The orchard was another feature of the Elizabethan garden. It was the custom for gentlemen to retire after dinner (which took place at eleven o'clock in the morning) to the garden arbor, or to the orchard, to partake of the "banquet" or dessert. Thus Shallow addressing Falstaff after dinner exclaims:
"Nay, you shall see mine orchard, where, in an arbor, we will eat a last year's pippin of my own grafting with a dish of carraways and so forth."[8]
[8] "King Henry IV"; Part II, Act V, Scene III.
The uses of the Elizabethan garden were many: to walk in, to sit in, to dream in. Here the courtier, poet, merchant, or country squire found refreshment for his mind and recreation for his body. The garden was also intended to supply flowers for nosegays, house decoration, and the decoration of the church. Sweet-smelling herbs and rushes were strewn upon the floor as we know by Grumio's order for Petruchio's homecoming in "The Taming of the Shrew." One of Queen Elizabeth's Maids of Honor had a fixed salary for keeping fresh flowers always in readiness. The office of "herb-strewer to her Majesty the Queen" was continued as late as 1713, through the reign of Anne and almost into that of George I.

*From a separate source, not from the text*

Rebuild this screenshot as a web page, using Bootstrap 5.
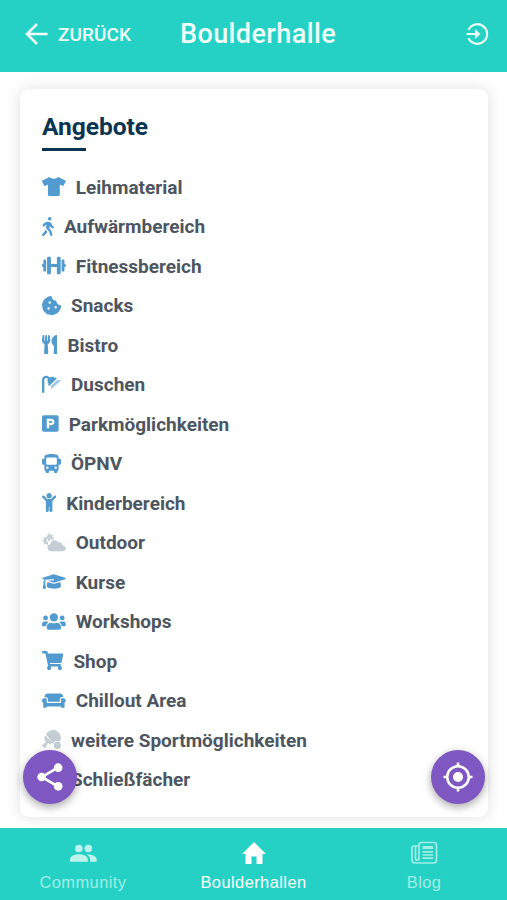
<!DOCTYPE html>
<html lang="de">
<head>
<meta charset="utf-8">
<meta name="viewport" content="width=device-width, initial-scale=1">
<title>Boulderhalle</title>
<link href="https://cdn.jsdelivr.net/npm/bootstrap@5.3.0/dist/css/bootstrap.min.css" rel="stylesheet">
<style>
body{font-family:Roboto,sans-serif;height:900px;overflow:hidden;background:#fefefe}
.topbar{height:72px;background:#25d1c4;color:#effffc;padding:0 18px 4px 25px}
.back-label{font-size:19px;font-weight:500;margin-left:10px;width:122px;letter-spacing:.08px;padding-top:2px}
.page-title{font-size:27px;font-weight:500;letter-spacing:.4px}
.main-area{padding:17px 19px 11px 20px}
.offers{border:0;border-radius:9px;box-shadow:0 0 14px rgba(0,0,0,.12);padding:23px 22px 0;background:#fff}
.offers-title{font-size:24.6px;line-height:29px;font-weight:700;color:#0b3550;letter-spacing:-.07px}
.rule{width:44px;height:3px;background:#0b3550;margin:7px 0 16px}
.offer{height:39.52px;gap:10px;font-size:19px;font-weight:700;color:#4d5660}
.offer span{padding-top:2px}
.offer svg{height:19px;width:auto;fill:#519bd0;flex:none}
.offer svg.off{fill:#c2ced3}
.fab{position:absolute;top:750px;width:54px;height:54px;background:#7e57c2;border:0;box-shadow:0 3px 8px rgba(0,0,0,.35)}
.fab-share{left:23px}.fab-locate{left:431px}
.bottombar{height:72px;background:#25d1c4;font-family:"Liberation Sans",sans-serif;font-size:16.5px;letter-spacing:.4px;color:#a0eee5}
.bottombar .tab{width:170.6px;color:inherit;padding-top:11px;line-height:20px;flex:none}
.bottombar{justify-content:center}
.bottombar svg{margin-bottom:5px}
</style>
<script src="https://cdn.jsdelivr.net/npm/bootstrap@5.3.0/dist/js/bootstrap.bundle.min.js"></script>
</head>
<body class="d-flex flex-column position-relative">
<header class="topbar d-flex align-items-center flex-shrink-0">
  <svg width="23" height="22" viewBox="0 0 23 22" fill="none" stroke="currentColor" stroke-width="2.5"><path d="M22.5 11H2M12 1 2 11l10 10"/></svg>
  <span class="back-label">ZURÜCK</span>
  <span class="page-title">Boulderhalle</span>
  <svg class="ms-auto" width="23" height="23" viewBox="0 0 23 23" fill="none" stroke="currentColor" stroke-width="2.1"><path d="M2.500 6.700a9.800 9.800 0 1 1 0 8.600M.5 11h12.500"/><path d="M9 6l5.400 5L9 16z" fill="currentColor" stroke="none"/></svg>
</header>
<main class="main-area flex-grow-1 d-flex">
  <section class="card offers flex-grow-1">
    <h1 class="offers-title mb-0">Angebote</h1>
    <div class="rule"></div>
    <div class="offer d-flex align-items-center"><svg viewBox="0 0 640 512"><path d="M631.2 96.5L436.5 0C416.4 27.8 371.9 47.2 320 47.2S223.6 27.8 203.5 0L8.8 96.5c-7.9 4-11.1 13.6-7.2 21.5l57.2 114.5c4 7.9 13.6 11.1 21.5 7.2l56.6-27.7c10.6-5.2 23 2.5 23 14.4V480c0 17.7 14.3 32 32 32h256c17.7 0 32-14.3 32-32V226c0-11.8 12.4-19.6 23-14.4l56.6 27.7c7.9 4 17.5.8 21.5-7.2L638.3 118c4-7.9.8-17.6-7.1-21.5z"/></svg><span>Leihmaterial</span></div>
    <div class="offer d-flex align-items-center"><svg viewBox="0 0 320 512"><path d="M208 96c26.500 0 48-21.500 48-48S234.500 0 208 0s-48 21.500-48 48 21.500 48 48 48zm94.500 149.100l-23.300-11.800-9.700-29.400c-14.700-44.600-55.700-75.800-102.200-75.900-36-.1-55.900 10.100-93.300 25.200-21.600 8.700-39.300 25.200-49.700 46.200L17.600 213c-7.800 15.800-1.500 35 14.200 42.900 15.600 7.900 34.600 1.500 42.500-14.300L81 228c3.500-7 9.300-12.500 16.500-15.400l26.800-10.800-15.200 60.700c-5.200 20.800.4 42.900 14.900 58.800l59.900 65.400c7.200 7.900 12.300 17.400 14.900 27.700l18.300 73.300c4.300 17.100 21.700 27.600 38.800 23.300 17.100-4.300 27.600-21.700 23.300-38.800l-22.200-89c-2.600-10.300-7.700-19.900-14.900-27.700l-45.500-49.700 17.200-68.700 5.500 16.500c5.300 16.100 16.700 29.400 31.700 37l23.300 11.800c15.600 7.900 34.600 1.500 42.500-14.300 7.700-15.700 1.400-35.100-14.300-43zM73.600 385.800c-3.200 8.100-8 15.400-14.200 21.500l-50 50.100c-12.500 12.500-12.500 32.800 0 45.300s32.700 12.500 45.200 0l59.400-59.400c6.100-6.100 10.900-13.400 14.200-21.500l13.500-33.800c-55.300-60.300-38.700-41.800-47.400-53.700z"/></svg><span>Aufwärmbereich</span></div>
    <div class="offer d-flex align-items-center"><svg viewBox="0 0 640 512"><path d="M168 20h40q32 0 32 32v164h160V52q0-32 32-32h40q32 0 32 32v408q0 32-32 32h-40q-32 0-32-32V296H240v164q0 32-32 32h-40q-32 0-32-32V52q0-32 32-32zM68 92h16q28 0 28 28v272q0 28-28 28H68q-32 0-32-32v-92H20q-20 0-20-20v-40q0-20 20-20h16v-92q0-32 32-32zM572 92h-16q-28 0-28 28v272q0 28 28 28h16q32 0 32-32v-92h16q20 0 20-20v-40q0-20-20-20h-16v-92q0-32-32-32z"/></svg><span>Fitnessbereich</span></div>
    <div class="offer d-flex align-items-center"><svg viewBox="0 0 512 512"><path fill-rule="evenodd" d="M510.400 255.800c-69-1-125-57-126-127-70 0-127-56-128-126-27-4-55 1-79 13l-69 35a132 132 0 0 0-57 57l-35 69a136 136 0 0 0-13 82l12 76a133 133 0 0 0 38 73l54 55a132 132 0 0 0 73 37l77 12c28 4 56 0 82-13l69-35a132 132 0 0 0 57-57l35-69c13-25 17-54 10-82zM176 368a32 32 0 1 1 0-64 32 32 0 0 1 0 64zm32-160a32 32 0 1 1 0-64 32 32 0 0 1 0 64zm160 128a32 32 0 1 1 0-64 32 32 0 0 1 0 64z"/></svg><span>Snacks</span></div>
    <div class="offer d-flex align-items-center"><svg viewBox="0 0 416 512"><path d="M207.900 15.200c.8 4.700 16.100 94.500 16.100 128.800 0 52.300-27.800 89.600-68.900 104.600L168 486.700c.7 13.700-10.200 25.300-24 25.300H80c-13.700 0-24.700-11.500-24-25.300l12.900-238.100C27.700 233.600 0 196.200 0 144 0 109.600 15.300 19.900 16.100 15.200 19.300-5.100 61.400-5.400 64 16.300v141.200c1.300 3.400 15.100 3.200 16 0 1.400-25.300 7.900-139.200 8-141.800 3.300-20.800 44.700-20.800 47.900 0 .2 2.700 6.600 116.500 8 141.800.9 3.200 14.800 3.400 16 0V16.300c2.600-21.600 44.800-21.400 48-1.100zm119.200 285.700l-15 185.100c-1.200 14 9.900 26 23.900 26h56c13.300 0 24-10.700 24-24V24c0-13.200-10.700-24-24-24-82.500 0-221.400 178.500-64.900 300.900z"/></svg><span>Bistro</span></div>
    <div class="offer d-flex align-items-center"><svg viewBox="0 0 512 512"><path d="M0 480V140C0 66 46 20 112 20c40 0 72 16 94 46 50-26 106-20 146 16l22-17 26 29-208 204-29-27 18-26c-36-42-40-91-22-136-11-17-26-25-49-25-31 0-46 19-46 60v336z"/><path opacity=".55" d="M248 286 400 142l110-5v22l-46 18 3 27-50 15 2 30-53 13-1 29-44 10-5 35-41 7-2 31-25 3z"/></svg><span>Duschen</span></div>
    <div class="offer d-flex align-items-center"><svg viewBox="0 0 448 512"><path fill-rule="evenodd" d="M48 32h352q48 0 48 48v352q0 48-48 48H48q-48 0-48-48V80q0-48 48-48zm80 96v256h64v-80h48c60 0 96-38 96-88s-36-88-96-88zm64 60h42c24 0 36 10 36 28s-12 28-36 28h-42z"/></svg><span>Parkmöglichkeiten</span></div>
    <div class="offer d-flex align-items-center"><svg viewBox="0 0 512 512"><path fill-rule="evenodd" d="M256 0C390 0 448 36 448 80v48h32q32 0 32 32v96q0 32-32 32h-32v128q0 32-32 32v32q0 32-32 32h-32q-32 0-32-32v-32H192v32q0 32-32 32h-32q-32 0-32-32v-32q-32 0-32-32V288H32q-32 0-32-32v-96q0-32 32-32h32V80C64 36 122 0 256 0zM144 96q-32 0-32 32v128q0 32 32 32h224q32 0 32-32V128q0-32-32-32zm0 304a32 32 0 1 0 0-64 32 32 0 0 0 0 64zm224 0a32 32 0 1 0 0-64 32 32 0 0 0 0 64z"/></svg><span>ÖPNV</span></div>
    <div class="offer d-flex align-items-center"><svg viewBox="0 0 384 512"><path d="M120 72c0-39.765 32.235-72 72-72s72 32.235 72 72c0 39.764-32.235 72-72 72s-72-32.236-72-72zm254.627 1.373c-12.496-12.497-32.758-12.497-45.254 0L242.745 160H141.254L54.627 73.373c-12.496-12.497-32.758-12.497-45.254 0-12.497 12.497-12.497 32.758 0 45.255L104 213.254V480c0 17.673 14.327 32 32 32h16c17.673 0 32-14.327 32-32V368h16v112c0 17.673 14.327 32 32 32h16c17.673 0 32-14.327 32-32V213.254l94.627-94.627c12.497-12.496 12.497-32.757 0-45.254z"/></svg><span>Kinderbereich</span></div>
    <div class="offer d-flex align-items-center"><svg class="off" viewBox="0 0 640 512"><path d="M192 0l34 62 68-20-20 68 62 34-36 32q-24-6-46 4a66 66 0 1 0-82 78q-12 22-14 46l-16 32-28-46-68 20 20-68-66-38 62-34-20-68 68 20z"/><circle cx="188" cy="172" r="42"/><path d="M240 490a98 98 0 0 1-12-194c1-62 53-104 112-104 45 0 80 23 98 60 58-16 116 22 114 85 49 5 88 33 88 75 0 46-36 78-86 78z"/></svg><span>Outdoor</span></div>
    <div class="offer d-flex align-items-center"><svg viewBox="0 0 640 512"><path d="M622 153 344 67q-24-7-48 0L18 153q-36 14 0 30l48 15q-17 20-18 47c-20 12-21 40-3 52L20 430q-4 18 14 18h60q18 0 14-18L83 297c16-11 16-37 0-50q2-20 22-35l210-22 5 31-164 17 140 44q24 7 48 0l278-85q36-16 0-44zM352 313q-32 10-64 0l-145-45-15 116c0 35 86 64 192 64s192-29 192-64l-15-116z"/></svg><span>Kurse</span></div>
    <div class="offer d-flex align-items-center"><svg viewBox="0 0 640 512"><circle cx="96" cy="160" r="64"/><circle cx="544" cy="160" r="64"/><circle cx="320" cy="144" r="112"/><path d="M64 256h64q28 0 47 20c-36 20-59 51-64 108H32q-32 0-32-32v-32q0-64 64-64zm512 0h-64q-28 0-47 20c36 20 59 51 64 108h79q32 0 32-32v-32q0-64-64-64zM243 288h8q69 32 138 0h8c64 0 115 51 115 115v29q0 48-48 48H176q-48 0-48-48v-29c0-64 51-115 115-115z"/></svg><span>Workshops</span></div>
    <div class="offer d-flex align-items-center"><svg viewBox="0 0 576 512"><path d="M528.120 301.319l47.273-208C578.806 78.301 567.391 64 551.990 64H159.208l-9.166-44.810C147.758 8.021 137.930 0 126.529 0H24C10.745 0 0 10.745 0 24v16c0 13.255 10.745 24 24 24h69.883l70.248 343.435C147.325 417.100 136 435.222 136 456c0 30.928 25.072 56 56 56s56-25.072 56-56c0-15.674-6.447-29.835-16.824-40h209.647C430.447 426.165 424 440.326 424 456c0 30.928 25.072 56 56 56s56-25.072 56-56c0-22.172-12.888-41.332-31.579-50.405l5.517-24.276c3.413-15.018-8.002-29.319-23.403-29.319H218.117l-6.545-32h293.145c11.206 0 20.920-7.754 23.403-18.681z"/></svg><span>Shop</span></div>
    <div class="offer d-flex align-items-center"><svg viewBox="0 0 640 512"><path d="M160 224v64h320v-64c0-35.300 28.700-64 64-64h32c0-53-43-96-96-96H160c-53 0-96 43-96 96h32c35.300 0 64 28.700 64 64zm416-32h-32c-17.700 0-32 14.300-32 32v96H128v-96c0-17.700-14.300-32-32-32H64c-35.300 0-64 28.700-64 64 0 23.600 13 44 32 55.100V432c0 8.800 7.200 16 16 16h64c8.800 0 16-7.200 16-16v-16h384v16c0 8.800 7.200 16 16 16h64c8.800 0 16-7.200 16-16V311.100c19-11.100 32-31.500 32-55.100 0-35.300-28.700-64-64-64z"/></svg><span>Chillout Area</span></div>
    <div class="offer d-flex align-items-center"><svg class="off" viewBox="0 0 512 512"><path d="M108 114C194-22 350-26 439 61c87 86 85 183 30 254-70-47-154-10-168 59zM88 151l190 190-57 54-53-53-75 132q-12 20-32 5l-48-48q-20-17 5-34l91-70C58 285 48 213 88 151z"/><circle cx="414" cy="414" r="96"/></svg><span>weitere Sportmöglichkeiten</span></div>
    <div class="offer d-flex align-items-center"><svg viewBox="0 0 512 512"><path fill-rule="evenodd" d="M64 0h384q64 0 64 64v352q0 64-64 64v32h-64v-32H128v32H64v-32q-64 0-64-64V64Q0 0 64 0zm16 80v320h224V80z"/></svg><span>Schließfächer</span></div>
  </section>
</main>
<button class="fab fab-share rounded-circle d-flex align-items-center justify-content-center p-0" aria-label="Teilen"><svg width="26" height="28" viewBox="0 0 28 30" fill="#fff" stroke="#fff"><path d="M22.500 5 5 15l17.500 10" fill="none" stroke-width="2.800"/><g stroke="none"><circle cx="22.800" cy="5" r="4.700"/><circle cx="5" cy="15" r="4.700"/><circle cx="22.800" cy="25" r="4.700"/></g></svg></button>
<button class="fab fab-locate rounded-circle d-flex align-items-center justify-content-center p-0" aria-label="Standort"><svg width="30" height="30" viewBox="0 0 30 30" fill="none" stroke="#fff" stroke-width="2.600"><circle cx="15" cy="15" r="10.800"/><circle cx="15" cy="15" r="5" fill="#fff" stroke="none"/><path d="M15 .5V5M15 25v4.500M.5 15H5M25 15h4.500"/></svg></button>
<nav class="bottombar d-flex flex-shrink-0" aria-label="Navigation">
  <a class="tab d-flex flex-column align-items-center text-decoration-none" href="#"><svg width="28" height="28" viewBox="0 0 28 28" fill="#bdf4ee"><circle cx="9.800" cy="9.500" r="3.800"/><circle cx="19.300" cy="9.500" r="3.800"/><path d="M1 22.800v-2.300c0-3.300 5-5.200 8.900-5.200s8.900 1.900 8.900 5.200v2.300zM17.500 15.500c4.500-.5 10.200 1.500 10.200 5v2.300h-6.500v-2.300c0-2.200-1.500-3.900-3.700-5z"/></svg><span>Community</span></a>
  <a class="tab d-flex flex-column align-items-center text-decoration-none text-white" href="#"><svg width="28" height="28" viewBox="0 0 28 28" fill="currentColor"><path d="M14 3 2 15h3.500v10h6v-7.500h5V25h6V15H26z"/></svg><span>Boulderhallen</span></a>
  <a class="tab d-flex flex-column align-items-center text-decoration-none" href="#"><svg width="28" height="28" viewBox="0 0 28 28" fill="none" stroke="currentColor" stroke-width="1.700"><path d="M9 21V6q0-2.500 2.500-2.500H24q2.500 0 2.500 2.500v15q0 3-3 3h-18Q2 24 2 20.500V9q0-2 2-2h5M5.500 7v12.500q0 1.700 1.700 1.700T9 19.500M12.500 12.800h10.500M12.500 16h10.500M12.500 19.200h10.500"/><path d="M12.500 8.500h10.500" stroke-width="3"/></svg><span>Blog</span></a>
</nav>
</body>
</html>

The houses were very fragrant with flowers in pots and vases as well as with the rushes on the floor. Flowers were therefore very important features in house decoration. A Dutch traveler, Dr. Leminius, who visited England in 1560, was much struck by this and wrote:
"Their chambers and parlors strewed over with sweet herbs refreshed me; their nosegays finely intermingled with sundry sorts of fragrant flowers in their bed-chambers and private rooms with comfortable smell cheered me up and entirely delighted all my senses."
We have only to look at contemporary portraits to see how essential flowers were in daily life. For instance, Holbein's "George Gisze," a London merchant, painted in 1523, has a vase of choice carnations beside him on the table filled with scales, weights, and business paraphernalia.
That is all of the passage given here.